Web page code records
>> START
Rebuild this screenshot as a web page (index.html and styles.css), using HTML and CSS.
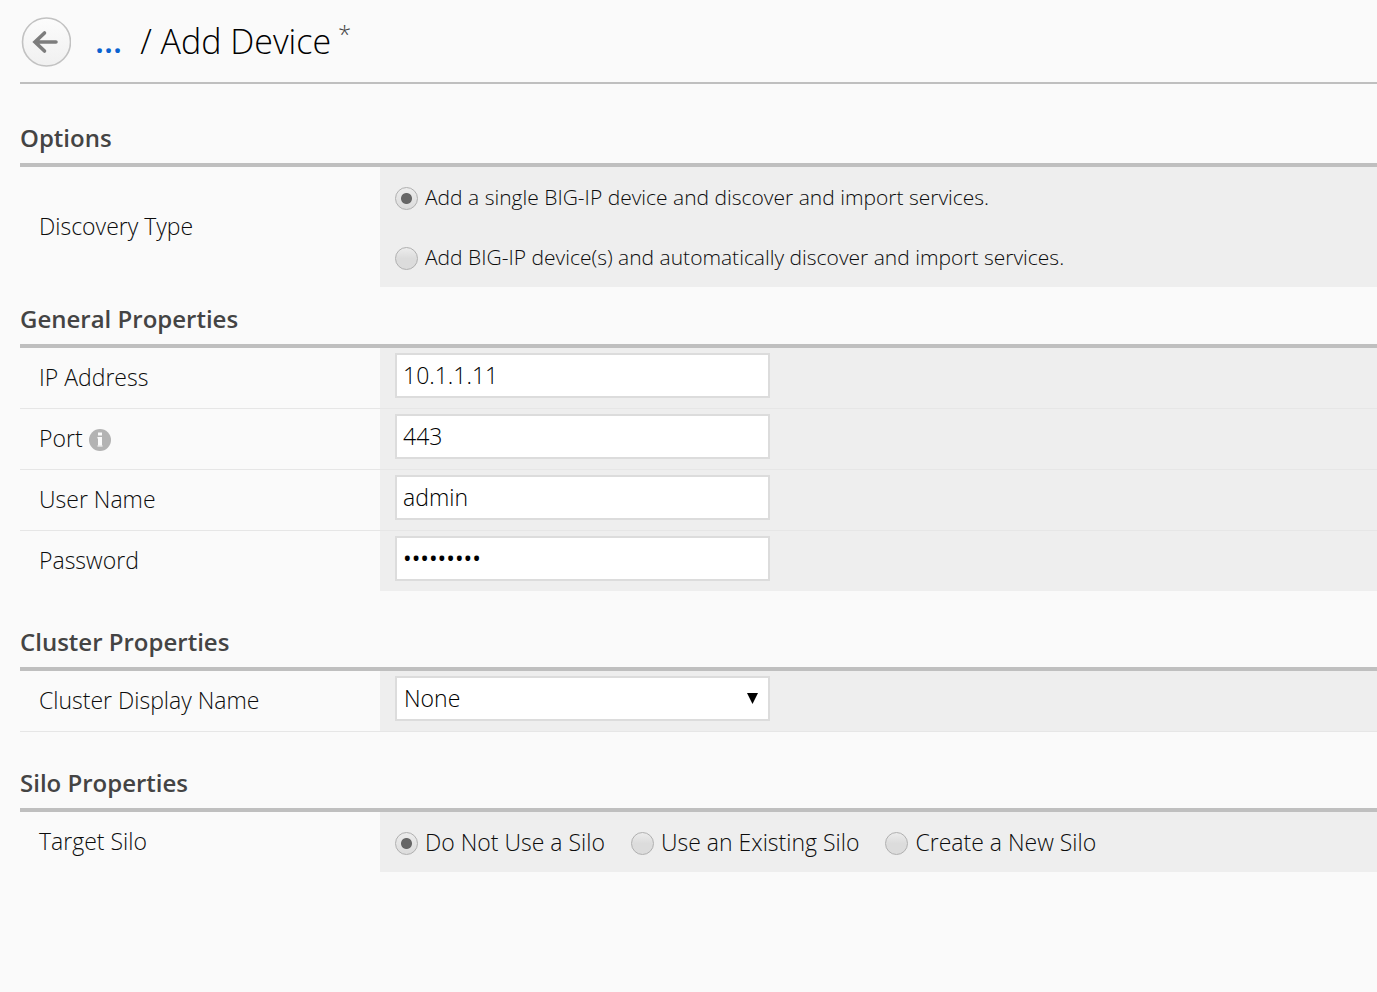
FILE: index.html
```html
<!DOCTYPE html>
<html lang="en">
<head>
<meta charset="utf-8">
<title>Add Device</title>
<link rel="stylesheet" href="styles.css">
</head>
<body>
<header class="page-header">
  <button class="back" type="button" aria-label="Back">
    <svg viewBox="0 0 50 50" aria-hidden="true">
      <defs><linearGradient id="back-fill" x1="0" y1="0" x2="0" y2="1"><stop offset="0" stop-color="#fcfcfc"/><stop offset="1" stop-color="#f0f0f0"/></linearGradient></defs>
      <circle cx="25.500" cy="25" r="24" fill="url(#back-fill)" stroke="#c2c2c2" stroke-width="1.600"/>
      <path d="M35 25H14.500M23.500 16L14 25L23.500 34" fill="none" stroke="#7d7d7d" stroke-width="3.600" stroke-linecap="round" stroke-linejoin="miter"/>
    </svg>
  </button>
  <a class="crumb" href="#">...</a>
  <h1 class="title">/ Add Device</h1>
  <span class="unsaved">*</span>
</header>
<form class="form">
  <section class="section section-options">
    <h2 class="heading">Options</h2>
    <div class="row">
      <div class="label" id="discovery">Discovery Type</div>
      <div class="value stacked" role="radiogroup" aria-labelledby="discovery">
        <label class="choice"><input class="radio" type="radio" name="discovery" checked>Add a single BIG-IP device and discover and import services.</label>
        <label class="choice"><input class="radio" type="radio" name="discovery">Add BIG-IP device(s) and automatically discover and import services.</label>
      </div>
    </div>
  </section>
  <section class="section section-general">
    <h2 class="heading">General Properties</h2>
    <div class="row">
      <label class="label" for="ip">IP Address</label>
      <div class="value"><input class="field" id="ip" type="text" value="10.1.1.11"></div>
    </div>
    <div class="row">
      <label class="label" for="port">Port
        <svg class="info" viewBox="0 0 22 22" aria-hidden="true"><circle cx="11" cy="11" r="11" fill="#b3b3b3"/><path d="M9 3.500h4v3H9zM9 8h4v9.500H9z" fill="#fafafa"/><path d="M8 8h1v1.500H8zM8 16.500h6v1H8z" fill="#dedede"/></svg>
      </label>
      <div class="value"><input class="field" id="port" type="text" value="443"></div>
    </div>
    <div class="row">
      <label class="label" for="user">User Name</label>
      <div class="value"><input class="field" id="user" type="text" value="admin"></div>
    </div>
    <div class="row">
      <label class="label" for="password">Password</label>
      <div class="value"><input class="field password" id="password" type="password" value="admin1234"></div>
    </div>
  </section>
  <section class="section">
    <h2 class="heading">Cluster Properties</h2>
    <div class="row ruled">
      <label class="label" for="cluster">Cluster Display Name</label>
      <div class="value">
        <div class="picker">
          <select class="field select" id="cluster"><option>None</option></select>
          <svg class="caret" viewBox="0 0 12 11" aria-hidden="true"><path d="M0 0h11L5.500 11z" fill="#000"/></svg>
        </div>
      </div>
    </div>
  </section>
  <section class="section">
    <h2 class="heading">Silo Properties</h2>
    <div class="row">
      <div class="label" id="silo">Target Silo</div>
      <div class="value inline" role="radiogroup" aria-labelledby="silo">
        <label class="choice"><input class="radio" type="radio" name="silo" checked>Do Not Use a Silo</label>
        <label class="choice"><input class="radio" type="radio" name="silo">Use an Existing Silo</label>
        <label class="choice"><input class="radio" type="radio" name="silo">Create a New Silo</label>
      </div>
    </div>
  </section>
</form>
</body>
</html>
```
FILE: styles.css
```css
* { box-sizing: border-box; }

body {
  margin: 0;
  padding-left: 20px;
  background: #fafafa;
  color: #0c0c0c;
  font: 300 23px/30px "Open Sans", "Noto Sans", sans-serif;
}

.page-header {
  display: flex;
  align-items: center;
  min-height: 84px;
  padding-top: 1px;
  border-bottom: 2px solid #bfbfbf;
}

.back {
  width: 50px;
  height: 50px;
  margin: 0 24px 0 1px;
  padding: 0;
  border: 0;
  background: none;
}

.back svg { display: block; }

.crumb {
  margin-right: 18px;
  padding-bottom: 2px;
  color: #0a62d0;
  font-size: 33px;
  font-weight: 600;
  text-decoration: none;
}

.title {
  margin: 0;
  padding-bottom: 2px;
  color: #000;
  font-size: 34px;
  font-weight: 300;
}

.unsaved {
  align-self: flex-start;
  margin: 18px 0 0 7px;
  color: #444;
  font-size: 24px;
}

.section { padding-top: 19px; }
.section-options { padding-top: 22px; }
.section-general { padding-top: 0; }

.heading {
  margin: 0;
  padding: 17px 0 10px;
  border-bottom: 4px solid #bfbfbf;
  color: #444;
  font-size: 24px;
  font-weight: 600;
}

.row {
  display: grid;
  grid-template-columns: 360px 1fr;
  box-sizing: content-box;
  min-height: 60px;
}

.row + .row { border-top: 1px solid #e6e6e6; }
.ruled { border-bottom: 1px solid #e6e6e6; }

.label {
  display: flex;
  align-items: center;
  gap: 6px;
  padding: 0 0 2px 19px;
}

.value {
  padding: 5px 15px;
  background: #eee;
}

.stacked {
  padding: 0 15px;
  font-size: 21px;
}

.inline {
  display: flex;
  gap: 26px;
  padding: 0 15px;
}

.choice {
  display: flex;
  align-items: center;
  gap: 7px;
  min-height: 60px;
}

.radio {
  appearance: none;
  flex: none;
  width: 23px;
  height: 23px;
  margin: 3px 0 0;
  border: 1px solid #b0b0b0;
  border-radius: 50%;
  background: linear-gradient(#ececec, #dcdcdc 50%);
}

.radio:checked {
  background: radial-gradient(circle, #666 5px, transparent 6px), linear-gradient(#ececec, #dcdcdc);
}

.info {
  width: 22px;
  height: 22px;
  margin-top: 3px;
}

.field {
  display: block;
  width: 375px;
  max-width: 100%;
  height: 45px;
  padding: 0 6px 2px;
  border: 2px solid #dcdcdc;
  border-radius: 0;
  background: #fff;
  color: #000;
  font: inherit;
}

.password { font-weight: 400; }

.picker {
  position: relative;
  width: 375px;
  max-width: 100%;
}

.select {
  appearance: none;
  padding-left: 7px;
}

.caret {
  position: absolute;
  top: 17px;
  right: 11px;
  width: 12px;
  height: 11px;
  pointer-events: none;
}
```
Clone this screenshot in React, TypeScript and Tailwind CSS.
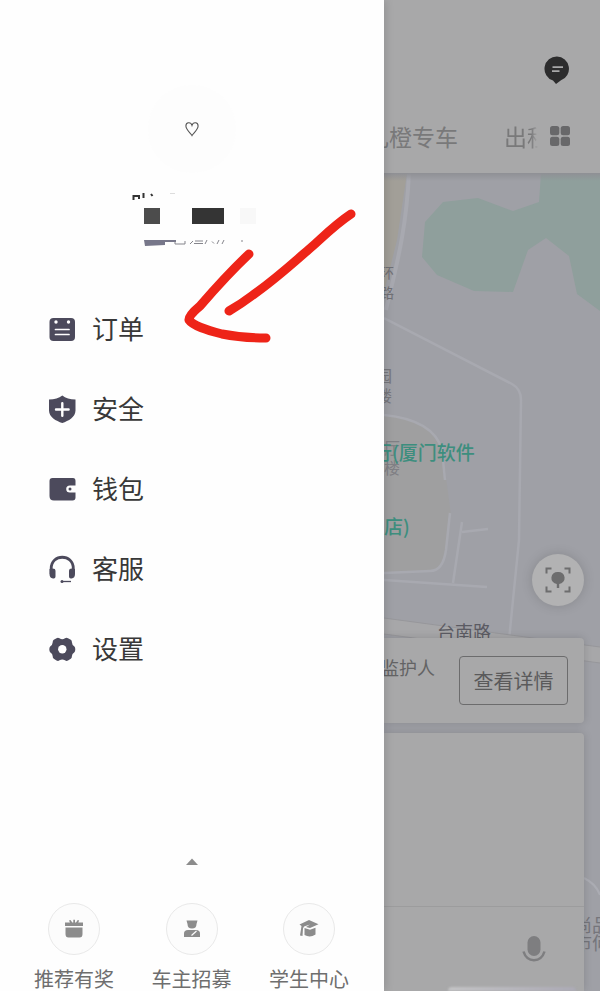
>> END
◆ **What to work on**
Write out each entry exactly as given, omitting any picture.

◆ **Written solution**
Rebuild this screenshot as a web page (index.html and styles.css), using HTML and CSS.
FILE: index.html
```html
<!DOCTYPE html>
<html lang="en">
<head>
<meta charset="utf-8">
<title>Add Device</title>
<link rel="stylesheet" href="styles.css">
</head>
<body>
<header class="page-header">
  <button class="back" type="button" aria-label="Back">
    <svg viewBox="0 0 50 50" aria-hidden="true">
      <defs><linearGradient id="back-fill" x1="0" y1="0" x2="0" y2="1"><stop offset="0" stop-color="#fcfcfc"/><stop offset="1" stop-color="#f0f0f0"/></linearGradient></defs>
      <circle cx="25.500" cy="25" r="24" fill="url(#back-fill)" stroke="#c2c2c2" stroke-width="1.600"/>
      <path d="M35 25H14.500M23.500 16L14 25L23.500 34" fill="none" stroke="#7d7d7d" stroke-width="3.600" stroke-linecap="round" stroke-linejoin="miter"/>
    </svg>
  </button>
  <a class="crumb" href="#">...</a>
  <h1 class="title">/ Add Device</h1>
  <span class="unsaved">*</span>
</header>
<form class="form">
  <section class="section section-options">
    <h2 class="heading">Options</h2>
    <div class="row">
      <div class="label" id="discovery">Discovery Type</div>
      <div class="value stacked" role="radiogroup" aria-labelledby="discovery">
        <label class="choice"><input class="radio" type="radio" name="discovery" checked>Add a single BIG-IP device and discover and import services.</label>
        <label class="choice"><input class="radio" type="radio" name="discovery">Add BIG-IP device(s) and automatically discover and import services.</label>
      </div>
    </div>
  </section>
  <section class="section section-general">
    <h2 class="heading">General Properties</h2>
    <div class="row">
      <label class="label" for="ip">IP Address</label>
      <div class="value"><input class="field" id="ip" type="text" value="10.1.1.11"></div>
    </div>
    <div class="row">
      <label class="label" for="port">Port
        <svg class="info" viewBox="0 0 22 22" aria-hidden="true"><circle cx="11" cy="11" r="11" fill="#b3b3b3"/><path d="M9 3.500h4v3H9zM9 8h4v9.500H9z" fill="#fafafa"/><path d="M8 8h1v1.500H8zM8 16.500h6v1H8z" fill="#dedede"/></svg>
      </label>
      <div class="value"><input class="field" id="port" type="text" value="443"></div>
    </div>
    <div class="row">
      <label class="label" for="user">User Name</label>
      <div class="value"><input class="field" id="user" type="text" value="admin"></div>
    </div>
    <div class="row">
      <label class="label" for="password">Password</label>
      <div class="value"><input class="field password" id="password" type="password" value="admin1234"></div>
    </div>
  </section>
  <section class="section">
    <h2 class="heading">Cluster Properties</h2>
    <div class="row ruled">
      <label class="label" for="cluster">Cluster Display Name</label>
      <div class="value">
        <div class="picker">
          <select class="field select" id="cluster"><option>None</option></select>
          <svg class="caret" viewBox="0 0 12 11" aria-hidden="true"><path d="M0 0h11L5.500 11z" fill="#000"/></svg>
        </div>
      </div>
    </div>
  </section>
  <section class="section">
    <h2 class="heading">Silo Properties</h2>
    <div class="row">
      <div class="label" id="silo">Target Silo</div>
      <div class="value inline" role="radiogroup" aria-labelledby="silo">
        <label class="choice"><input class="radio" type="radio" name="silo" checked>Do Not Use a Silo</label>
        <label class="choice"><input class="radio" type="radio" name="silo">Use an Existing Silo</label>
        <label class="choice"><input class="radio" type="radio" name="silo">Create a New Silo</label>
      </div>
    </div>
  </section>
</form>
</body>
</html>
```
FILE: styles.css
```css
* { box-sizing: border-box; }

body {
  margin: 0;
  padding-left: 20px;
  background: #fafafa;
  color: #0c0c0c;
  font: 300 23px/30px "Open Sans", "Noto Sans", sans-serif;
}

.page-header {
  display: flex;
  align-items: center;
  min-height: 84px;
  padding-top: 1px;
  border-bottom: 2px solid #bfbfbf;
}

.back {
  width: 50px;
  height: 50px;
  margin: 0 24px 0 1px;
  padding: 0;
  border: 0;
  background: none;
}

.back svg { display: block; }

.crumb {
  margin-right: 18px;
  padding-bottom: 2px;
  color: #0a62d0;
  font-size: 33px;
  font-weight: 600;
  text-decoration: none;
}

.title {
  margin: 0;
  padding-bottom: 2px;
  color: #000;
  font-size: 34px;
  font-weight: 300;
}

.unsaved {
  align-self: flex-start;
  margin: 18px 0 0 7px;
  color: #444;
  font-size: 24px;
}

.section { padding-top: 19px; }
.section-options { padding-top: 22px; }
.section-general { padding-top: 0; }

.heading {
  margin: 0;
  padding: 17px 0 10px;
  border-bottom: 4px solid #bfbfbf;
  color: #444;
  font-size: 24px;
  font-weight: 600;
}

.row {
  display: grid;
  grid-template-columns: 360px 1fr;
  box-sizing: content-box;
  min-height: 60px;
}

.row + .row { border-top: 1px solid #e6e6e6; }
.ruled { border-bottom: 1px solid #e6e6e6; }

.label {
  display: flex;
  align-items: center;
  gap: 6px;
  padding: 0 0 2px 19px;
}

.value {
  padding: 5px 15px;
  background: #eee;
}

.stacked {
  padding: 0 15px;
  font-size: 21px;
}

.inline {
  display: flex;
  gap: 26px;
  padding: 0 15px;
}

.choice {
  display: flex;
  align-items: center;
  gap: 7px;
  min-height: 60px;
}

.radio {
  appearance: none;
  flex: none;
  width: 23px;
  height: 23px;
  margin: 3px 0 0;
  border: 1px solid #b0b0b0;
  border-radius: 50%;
  background: linear-gradient(#ececec, #dcdcdc 50%);
}

.radio:checked {
  background: radial-gradient(circle, #666 5px, transparent 6px), linear-gradient(#ececec, #dcdcdc);
}

.info {
  width: 22px;
  height: 22px;
  margin-top: 3px;
}

.field {
  display: block;
  width: 375px;
  max-width: 100%;
  height: 45px;
  padding: 0 6px 2px;
  border: 2px solid #dcdcdc;
  border-radius: 0;
  background: #fff;
  color: #000;
  font: inherit;
}

.password { font-weight: 400; }

.picker {
  position: relative;
  width: 375px;
  max-width: 100%;
}

.select {
  appearance: none;
  padding-left: 7px;
}

.caret {
  position: absolute;
  top: 17px;
  right: 11px;
  width: 12px;
  height: 11px;
  pointer-events: none;
}
```
Clone this screenshot in React, TypeScript and Tailwind CSS.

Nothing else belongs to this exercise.